Making Patents: Professions, Expertise and the Fallacy of Patents in Biomedical Innovation (original) (raw)
2018, Socio-Legal Studies Association Annual Conference
The common narrative that patent is indispensable for generating innovation in biomedical sectors has long been contested with primary lines of critics focusing on either its short of empirical evidences or its insufficient theoretical grounding. While political discourse on the intersection of patent, innovation, access to medicines and the realisation of the right to health is ongoing, patent law practice evolves in its rather distinctive manner in both national and transnational contexts. Practicing patent law has played an important role in constructing and sustaining the meanings and understandings of patent in the context of biomedical innovation. The expertise held by patent lawyers and attorneys has been the main site of making the meaning of patents. The extent to which the establishment of patent law professions and the role of expertise knowledge have contributed to the patent politics in the context of biomedical innovation, is of interest for research.

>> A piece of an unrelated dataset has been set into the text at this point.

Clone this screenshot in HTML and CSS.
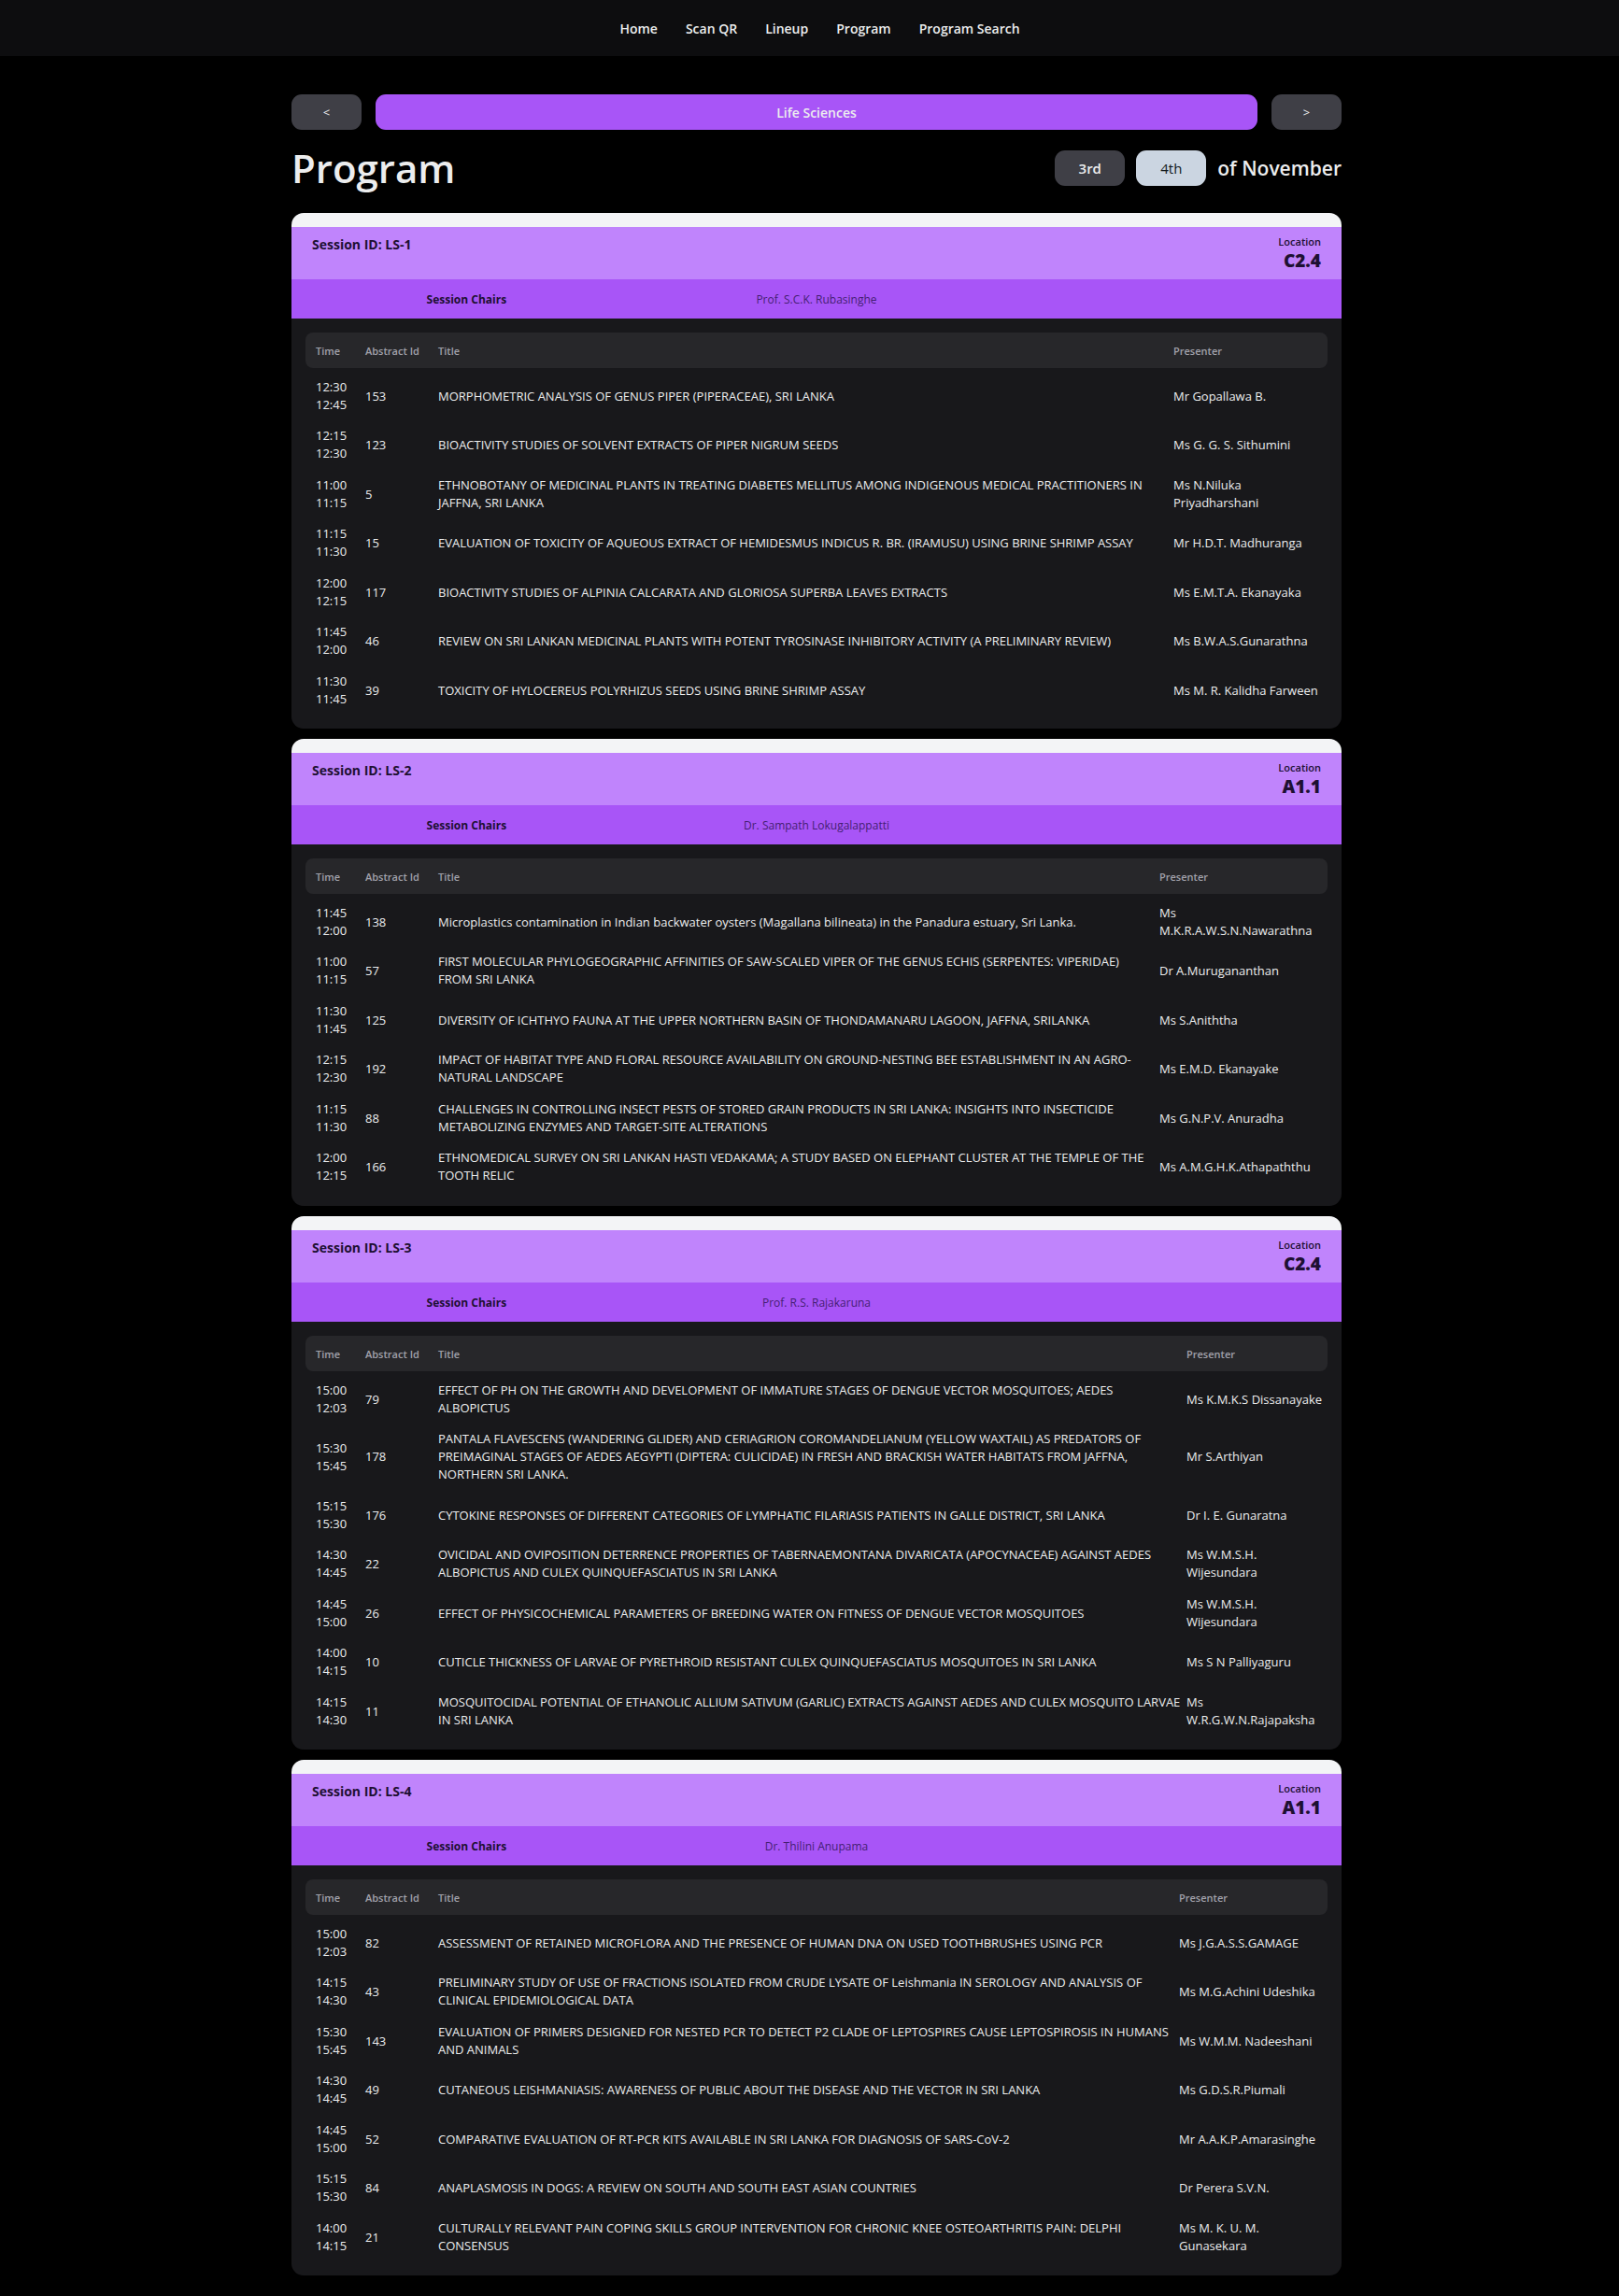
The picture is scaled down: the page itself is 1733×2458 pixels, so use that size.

The paper intends to draw upon the notion of co-production, examines the patterns of making patent law professions and the impact on the making and interpreting the meaning of patent on biomedical innovation. It looks at the professional development path of patent attorneys, discusses the interaction of disciplinary knowledge and norms from law and science in the process of making profession and expertise in patent practices. It uses examples of typical life science patent practices to illustrate the reconciliation of conflicting expertise in law and science in defining the boundary of patenting, and its social implications. The paper intends to feedback to the broad debates on the intersection of patent and health, discusses the possible re-examining and reconstruction of expertise in the context of patent and biomedical innovation.